Look through the material below. Copy every line with the string "styles" in it.

• [Excerpted records]:
--- start ---
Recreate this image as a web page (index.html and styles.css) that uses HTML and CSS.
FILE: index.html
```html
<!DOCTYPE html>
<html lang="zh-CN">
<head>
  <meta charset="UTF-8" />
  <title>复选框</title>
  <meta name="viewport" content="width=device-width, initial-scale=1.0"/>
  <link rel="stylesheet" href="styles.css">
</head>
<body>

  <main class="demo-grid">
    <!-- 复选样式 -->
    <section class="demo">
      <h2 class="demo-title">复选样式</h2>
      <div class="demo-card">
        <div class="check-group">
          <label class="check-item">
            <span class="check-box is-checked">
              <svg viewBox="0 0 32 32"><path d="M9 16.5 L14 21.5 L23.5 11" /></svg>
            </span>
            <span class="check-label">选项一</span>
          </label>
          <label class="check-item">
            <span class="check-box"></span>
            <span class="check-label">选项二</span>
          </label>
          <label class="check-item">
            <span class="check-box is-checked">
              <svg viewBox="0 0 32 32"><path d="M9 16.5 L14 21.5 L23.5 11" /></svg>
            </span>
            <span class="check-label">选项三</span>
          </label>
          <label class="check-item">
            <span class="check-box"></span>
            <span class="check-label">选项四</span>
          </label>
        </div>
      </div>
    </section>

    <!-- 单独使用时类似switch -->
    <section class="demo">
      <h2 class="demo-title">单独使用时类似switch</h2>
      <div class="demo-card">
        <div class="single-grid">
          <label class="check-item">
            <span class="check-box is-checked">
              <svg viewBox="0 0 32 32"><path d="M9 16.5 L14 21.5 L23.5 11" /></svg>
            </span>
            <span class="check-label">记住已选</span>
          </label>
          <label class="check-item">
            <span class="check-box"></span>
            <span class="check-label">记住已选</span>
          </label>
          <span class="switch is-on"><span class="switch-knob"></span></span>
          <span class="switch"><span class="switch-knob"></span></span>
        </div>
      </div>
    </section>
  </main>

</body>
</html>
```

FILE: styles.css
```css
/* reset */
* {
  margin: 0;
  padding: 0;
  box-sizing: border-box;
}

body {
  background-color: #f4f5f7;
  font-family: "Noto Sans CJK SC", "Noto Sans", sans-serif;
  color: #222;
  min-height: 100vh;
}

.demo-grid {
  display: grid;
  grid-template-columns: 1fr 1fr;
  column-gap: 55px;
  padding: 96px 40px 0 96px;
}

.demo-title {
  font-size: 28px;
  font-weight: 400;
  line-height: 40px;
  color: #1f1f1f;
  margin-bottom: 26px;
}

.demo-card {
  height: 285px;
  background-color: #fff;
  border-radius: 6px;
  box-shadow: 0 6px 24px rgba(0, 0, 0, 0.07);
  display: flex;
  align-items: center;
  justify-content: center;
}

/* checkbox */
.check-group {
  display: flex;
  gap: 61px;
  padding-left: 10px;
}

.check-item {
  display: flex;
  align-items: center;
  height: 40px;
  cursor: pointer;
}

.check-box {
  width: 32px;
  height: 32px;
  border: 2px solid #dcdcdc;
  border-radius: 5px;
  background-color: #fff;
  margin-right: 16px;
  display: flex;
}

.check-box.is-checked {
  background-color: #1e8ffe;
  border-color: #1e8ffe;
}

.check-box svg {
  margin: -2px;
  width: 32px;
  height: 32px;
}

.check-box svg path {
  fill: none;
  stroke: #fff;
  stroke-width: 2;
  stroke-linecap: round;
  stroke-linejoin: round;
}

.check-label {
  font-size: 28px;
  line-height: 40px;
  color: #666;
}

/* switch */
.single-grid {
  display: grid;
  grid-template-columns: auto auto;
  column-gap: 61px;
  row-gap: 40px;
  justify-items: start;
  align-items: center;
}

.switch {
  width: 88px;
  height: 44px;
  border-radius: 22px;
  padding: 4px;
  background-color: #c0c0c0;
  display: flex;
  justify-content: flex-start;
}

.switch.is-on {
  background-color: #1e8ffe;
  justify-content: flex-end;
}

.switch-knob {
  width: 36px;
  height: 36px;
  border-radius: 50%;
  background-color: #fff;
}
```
--- end ---
--- start ---
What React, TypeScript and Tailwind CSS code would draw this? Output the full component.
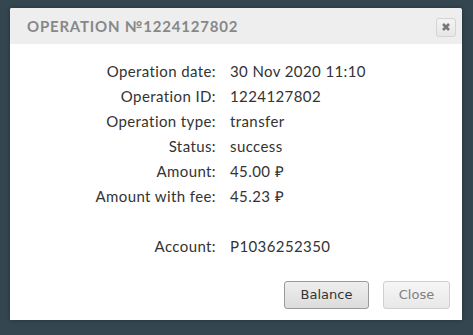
--- end ---
• [Correct result]:
Recreate this image as a web page (index.html and styles.css) that uses HTML and CSS.
  <link rel="stylesheet" href="styles.css">
FILE: styles.css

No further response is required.